Why Forest Importances Are More Stable
A single tree's feature importance depends heavily on which training sample it saw. Train two trees with different random seeds and you can get very different importance rankings.
A Random Forest averages importances over hundreds of trees, each trained on a different bootstrap sample.
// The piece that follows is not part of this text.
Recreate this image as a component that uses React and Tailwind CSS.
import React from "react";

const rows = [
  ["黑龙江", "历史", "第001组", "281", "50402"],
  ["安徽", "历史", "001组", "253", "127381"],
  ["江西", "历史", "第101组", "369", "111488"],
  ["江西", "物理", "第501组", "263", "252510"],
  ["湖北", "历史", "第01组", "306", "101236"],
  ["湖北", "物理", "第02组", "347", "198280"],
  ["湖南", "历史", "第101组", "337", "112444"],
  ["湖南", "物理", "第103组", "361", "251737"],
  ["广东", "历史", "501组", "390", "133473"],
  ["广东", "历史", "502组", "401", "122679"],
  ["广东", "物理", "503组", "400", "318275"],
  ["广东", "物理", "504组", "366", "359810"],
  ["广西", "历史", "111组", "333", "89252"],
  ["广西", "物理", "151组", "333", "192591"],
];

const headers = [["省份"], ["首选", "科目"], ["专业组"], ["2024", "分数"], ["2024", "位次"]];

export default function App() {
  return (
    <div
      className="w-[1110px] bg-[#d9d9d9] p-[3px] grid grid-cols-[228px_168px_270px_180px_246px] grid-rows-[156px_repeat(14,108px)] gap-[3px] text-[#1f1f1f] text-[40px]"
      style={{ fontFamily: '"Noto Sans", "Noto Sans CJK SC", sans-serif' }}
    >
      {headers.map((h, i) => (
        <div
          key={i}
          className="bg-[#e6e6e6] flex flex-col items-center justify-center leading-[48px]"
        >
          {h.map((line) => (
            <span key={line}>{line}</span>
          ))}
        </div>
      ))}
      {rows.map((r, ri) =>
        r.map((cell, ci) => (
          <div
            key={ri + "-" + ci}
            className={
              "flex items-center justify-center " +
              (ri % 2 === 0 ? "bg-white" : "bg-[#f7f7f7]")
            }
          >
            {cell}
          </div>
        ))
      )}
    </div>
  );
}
The result is a stable ranking — retrain with a different seed and the top features remain the same.
import numpy as np
# Measure stability: train 20 times with different seeds
importances_runs = []
for seed in range(20):
rf = RandomForestClassifier(n_estimators=100, random_state=seed)
rf.fit(X_train, y_train)
importances_runs.append(rf.feature_importances_)
# Low std = stable, trustworthy importance
stds = np.std(importances_runs, axis=0)
for name, std in zip(feature_names, stds):
print(f"{name}: std = {std:.4f}")
PE File Feature Interpretation
In a malware-vs-benign classifier, the forest reveals which static analysis features matter most:
| Feature | High value in malware | Security reason |
|---|---|---|
file_entropy | ~7.2 (near maximum) | Packed/encrypted malware has high entropy |
has_packer_sig | 68% vs 5% benign | Packers evade antivirus static analysis |
virtual_size_ratio | ~2.8 (inflated) | Malware unpacks itself in memory |
import_entropy | Lower — fewer imports | Targeted API calls (e.g., CreateRemoteThread) |
num_imports | Lower | Minimal import table to evade static analysis |
Extracting and Plotting Importances
import matplotlib.pyplot as plt
rf = RandomForestClassifier(n_estimators=200, random_state=42)
rf.fit(X_train, y_train)
# Sort features by importance
indices = np.argsort(rf.feature_importances_)[::-1]
sorted_names = [feature_names[i] for i in indices]
sorted_imps = rf.feature_importances_[indices]
plt.figure(figsize=(10, 5))
plt.barh(sorted_names[::-1], sorted_imps[::-1])
plt.xlabel("Importance")
plt.title("Random Forest Feature Importances")
plt.tight_layout()
plt.show()
Single Tree vs Forest Stability
| Aspect | Single tree | Random Forest |
|---|---|---|
| Top feature rank | Changes with random seed | Consistent across seeds |
| Importance std | High (0.03–0.08) | Low (0.005–0.015) |
| Trustworthiness | Questionable | Reliable for feature selection |
Stable importances mean you can confidently drop low-importance features to speed up your pipeline without risking accuracy.
Think Deeper
Your random forest says file_entropy is the most important feature for malware detection. An attacker learns this. What could they do?